Below is a snippet of a JSON file that contains nested data. There are 4 top-level records with name 's', and each contains a nested set of columns, "col1", an integer, and "col2", a string.

{
"s": {
"col1":1,
"col2":"one"
}
}
{
"s": {
"col1":2,
"col2":"two"
}
}
{
"s": {
"col1":3,
"col2":"three"
}
}
{
"s": {
"col1":4,
"col2":"four"
}
}

Normally, this data loaded into a table would have severely limited transformative use given its format. However, the Create External Table component can have a nested structure defined in the Table Metadata property by checking the Define Nested Metadata box.

To begin, we add a new structure by right-clicking the Columns structure and selecting Add. In the new menu that appears, we specify that our new Column Type is to be a structure, and name it as we like. In this case, we name it "s" to match our rather arbitrary JSON.

Note: Struct, Array, and Field names MUST match those in the JSON, so that data can be mapped correctly. Failing to do so is unlikely to cause an error message, but will cause Matillion ETL to overlook the data in the source files.

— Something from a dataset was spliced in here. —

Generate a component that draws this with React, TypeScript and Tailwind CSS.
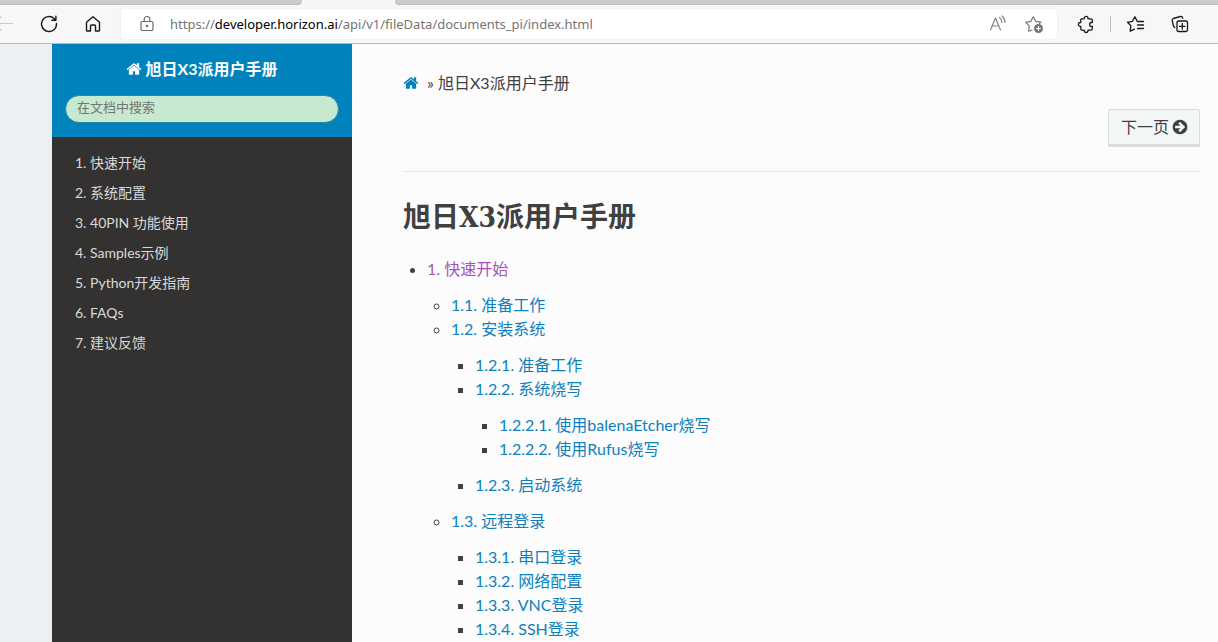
import { ReactNode } from "react";

type TocItem = {
  label: string;
  visited?: boolean;
  children?: TocItem[];
};

const menu = [
  "1. 快速开始",
  "2. 系统配置",
  "3. 40PIN 功能使用",
  "4. Samples示例",
  "5. Python开发指南",
  "6. FAQs",
  "7. 建议反馈",
];

const toc: TocItem[] = [
  {
    label: "1. 快速开始",
    visited: true,
    children: [
      { label: "1.1. 准备工作" },
      {
        label: "1.2. 安装系统",
        children: [
          { label: "1.2.1. 准备工作" },
          {
            label: "1.2.2. 系统烧写",
            children: [{ label: "1.2.2.1. 使用balenaEtcher烧写" }, { label: "1.2.2.2. 使用Rufus烧写" }],
          },
          { label: "1.2.3. 启动系统" },
        ],
      },
      {
        label: "1.3. 远程登录",
        children: [
          { label: "1.3.1. 串口登录" },
          { label: "1.3.2. 网络配置" },
          { label: "1.3.3. VNC登录" },
          { label: "1.3.4. SSH登录" },
        ],
      },
    ],
  },
];

const bullets = ["list-disc", "list-[circle]", "list-[square]", "list-[square]"];

function HomeGlyph() {
  return (
    <svg aria-hidden="true" className="size-4 shrink-0" fill="currentColor" viewBox="0 0 1792 1792">
      <path d="M1472 992v480q0 26-19 45t-45 19h-384v-384h-256v384h-384q-26 0-45-19t-19-45v-480q0-1 .5-3t.5-3l575-474 575 474q1 2 1 6zm223-69l-62 74q-8 9-21 11h-3q-13 0-21-7l-692-577-692 577q-12 8-24 7-13-2-21-11l-62-74q-8-10-7-23.5t11-21.5l719-599q32-26 76-26t76 26l244 204v-195q0-14 9-23t23-9h192q14 0 23 9t9 23v408l219 182q10 8 11 21.5t-7 23.5z" />
    </svg>
  );
}

function ArrowCircle() {
  return (
    <svg aria-hidden="true" className="size-4 shrink-0" fill="currentColor" viewBox="60 60 1672 1672">
      <path d="M1413 896q0-27-18-45l-91-91-362-362q-18-18-45-18t-45 18l-91 91q-18 18-18 45t18 45l189 189h-502q-26 0-45 19t-19 45v128q0 26 19 45t45 19h502l-189 189q-18 18-18 45t18 45l91 91q18 18 45 18t45-18l362-362 91-91q18-18 18-45zm251 0q0 209-103 385.5t-279.5 279.5-385.5 103-385.5-103-279.5-279.5-103-385.5 103-385.5 279.5-279.5 385.5-103 385.5 103 279.5 279.5 103 385.5z" />
    </svg>
  );
}

function ToolButton({ label, className = "", children }: { label: string; className?: string; children: ReactNode }) {
  return (
    <button aria-label={label} className={`flex size-5 shrink-0 items-center justify-center ${className}`} type="button">
      <svg
        className="size-5"
        fill="none"
        stroke="currentColor"
        strokeLinecap="round"
        strokeLinejoin="round"
        strokeWidth="1.2"
        viewBox="0 0 20 20"
      >
        {children}
      </svg>
    </button>
  );
}

function BrowserBar() {
  return (
    <header className="shrink-0 border-b border-[#b9b9b9] bg-[#f7f7f7]">
      <div className="flex h-[5px]">
        <div className="w-[302px] rounded-br border-b border-[#bcbcbc] bg-[#cccccc]" />
        <div className="w-[93px]" />
        <div className="flex-1 rounded-bl border-b border-[#bcbcbc] bg-[#cccccc]" />
      </div>
      <div className="flex h-[38px] items-center">
        <ToolButton className="-ml-[7px] text-[#c8c8c8]" label="后退">
          <path d="M19.500 9.500H1.500M8 3L1.500 9.500L8 16" />
        </ToolButton>
        <ToolButton className="ml-[26px] text-[#1a1a1a]" label="刷新">
          <path d="M17.500 9.500A7.500 7.500 0 1 1 15.300 4.700L16.700 6.200M16.900 2.200V6.300H12.800" strokeWidth="1.400" />
        </ToolButton>
        <ToolButton className="ml-6 text-[#1a1a1a]" label="主页">
          <path
            d="M3.500 8.300L10 2.800L16.500 8.300V16.200Q16.500 17 15.700 17H12.500V12Q12.500 11 11.500 11H8.500Q7.500 11 7.500 12V17H4.300Q3.500 17 3.500 16.200Z"
            strokeWidth="1.400"
          />
        </ToolButton>
        <div className="ml-[18px] flex h-[30px] flex-1 items-center rounded bg-white pr-[13px] pl-4 shadow-[0_0_2px_rgba(0,0,0,0.08)]">
          <ToolButton className="text-[#6b6b6b]" label="查看站点信息">
            <path d="M5.200 7.500H14.800Q16 7.500 16 8.700V15.300Q16 16.500 14.800 16.500H5.200Q4 16.500 4 15.300V8.700Q4 7.500 5.200 7.500ZM7.200 7.500V5.300A2.800 2.800 0 0 1 12.800 5.300V7.500" />
            <circle cx="10" cy="12" fill="currentColor" r=".6" />
          </ToolButton>
          <div className="ml-[13px] flex-1 font-['Noto_Sans',sans-serif] text-[13px] leading-5 whitespace-nowrap text-[#757575]">
            https://<span className="text-black">developer.horizon.ai</span>/api/v1/fileData/documents_pi/index.html
          </div>
          <ToolButton className="text-[#858585]" label="大声朗读此页内容">
            <path d="M2.500 16L7.500 4L12.500 16M4.200 12H10.800M11.500 3.500Q14 5.200 14 8.500M14 2Q17 4.500 17 8.500" />
          </ToolButton>
          <ToolButton className="ml-4 text-[#757575]" label="将此页面添加到收藏夹">
            <path d="M8 16L4.700 17.200L5.200 11.800L1.800 8.300L6.900 7.300L9.300 2.700L11.700 7.300L16.800 8.200L15.400 9.700" />
            <circle cx="14.500" cy="14.500" fill="currentColor" r="4.500" stroke="none" />
            <path d="M14.500 12.500V16.500M12.500 14.500H16.500" stroke="white" />
          </ToolButton>
        </div>
        <ToolButton className="ml-[19px] text-[#1a1a1a]" label="扩展">
          <path
            d="M5.500 4.800H8.200V4.300A1.900 1.900 0 0 1 12 4.300V4.800H14.700Q16.300 4.800 16.300 6.200V8.500H15.500A1.900 1.900 0 0 0 15.500 12.300H16.300V14.800Q16.300 16.200 14.800 16.200H12V16.600A1.900 1.900 0 0 1 8.200 16.600V16.200H6.300Q4.800 16.200 4.800 14.700V12.300H4.300A1.900 1.900 0 0 1 4.300 8.500H4.800V5.600Q4.800 4.800 5.500 4.800Z"
            strokeWidth="1.300"
          />
        </ToolButton>
        <div className="ml-3.5 h-4 w-px bg-[#bdbdbd]" />
        <ToolButton className="ml-[15px] text-[#1a1a1a]" label="收藏夹">
          <path
            d="M8.500 15.200L4.200 17.200L4.900 11.800L1.500 8.300L6.500 7.300L8.900 2.700L11.300 7.500H17.500M11.500 11H17.500M11.500 14.500H17.500"
            strokeWidth="1.300"
          />
        </ToolButton>
        <ToolButton className="mr-7 ml-6 text-[#1a1a1a]" label="集锦">
          <path
            d="M8.500 7H16Q17.500 7 17.500 8.500V16Q17.500 17.500 16 17.500H8.500Q7 17.500 7 16V8.500Q7 7 8.500 7ZM12.300 9.500V15M9.500 12.300H15M4.800 13.500Q3.800 13 3.400 11.800L2.200 6.500Q1.900 5 3.300 4.500L10.500 2.500Q12.200 2.200 12.800 4.300"
            strokeWidth="1.300"
          />
        </ToolButton>
      </div>
    </header>
  );
}

function Sidebar() {
  return (
    <nav className="w-[300px] shrink-0 bg-[#343131] text-[#d9d9d9]">
      <div className="bg-[#0083bd] px-[13px] pt-[13px] pb-3.5">
        <a className="flex items-center justify-center gap-[3px] leading-6 font-bold text-[#fcfcfc]" href="#home">
          <HomeGlyph />
          旭日X3派用户手册
        </a>
        <input
          aria-label="在文档中搜索"
          className="mt-3.5 block h-7 w-full rounded-full border border-[#2488a5] bg-[#c7e9cf] px-[11px] pb-1 text-[13px] text-[#444] placeholder:text-[#757575]"
          placeholder="在文档中搜索"
          type="text"
        />
      </div>
      <ul className="pt-[11px]">
        {menu.map((label) => (
          <li key={label}>
            <a className="block px-[23px] text-[14px] leading-[30px]" href="#menu">
              {label}
            </a>
          </li>
        ))}
      </ul>
    </nav>
  );
}

function TocList({ items, level = 0 }: { items: TocItem[]; level?: number }) {
  return (
    <ul className={`${bullets[level]} ${level ? "my-3" : ""}`}>
      {items.map((item) => (
        <li className="ml-6" key={item.label}>
          <a className={item.visited ? "text-[#a653b4]" : "text-[#0f80bb]"} href="#toc">
            {item.label}
          </a>
          {item.children ? <TocList items={item.children} level={level + 1} /> : null}
        </li>
      ))}
    </ul>
  );
}

export default function App() {
  return (
    <div className="flex h-screen flex-col overflow-hidden font-['Lato','Noto_Sans_CJK_SC',sans-serif] text-base">
      <BrowserBar />
      <div className="flex min-h-0 flex-1 bg-[#edf0f2] pl-[52px]">
        <Sidebar />
        <main className="min-w-0 flex-1 overflow-hidden bg-[#fcfcfc] pt-[27px] pr-[18px] pl-[51px] leading-6 text-[#404040]">
          <div className="flex items-center">
            <a aria-label="首页" className="text-[#0083bd]" href="#home">
              <HomeGlyph />
            </a>
            <span className="ml-2 whitespace-pre">» 旭日X3派用户手册</span>
          </div>
          <div className="mt-3.5 flex justify-end">
            <a
              className="flex h-[38px] items-center gap-[3px] rounded-xs border border-b-[3px] border-[#d9dddd] bg-[#f3f6f6] pr-[11px] pl-3"
              href="#next"
            >
              下一页
              <ArrowCircle />
            </a>
          </div>
          <hr className="mt-6 border-[#e1e4e5]" />
          <h1 className="mt-[26px] text-[28px] leading-10 font-bold font-['DejaVu_Serif_Condensed','Noto_Sans_CJK_SC',serif]">
            旭日X3派用户手册
          </h1>
          <div className="mt-[19px]">
            <TocList items={toc} />
          </div>
        </main>
      </div>
    </div>
  );
}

Note: Similar to the above, not all columns in the source JSON need to be defined, and users are free to be selective over the data they include in the external table.


Now that we have added the 's' structure to our table, we need to add the data nested inside it. To do so, right-click the 's' structure we just created and again click Add. This time, we will be selecting Field as the column type and specifying what data type to expect. We do this process for each column to be added.


Since we added those columns to our 's' structure, they exist nested within it in our metadata, matching that of the JSON. We're now ready to complete the configuration for the new External Table.

Our JSON from earlier now has matching metadata to our new table and can be loaded.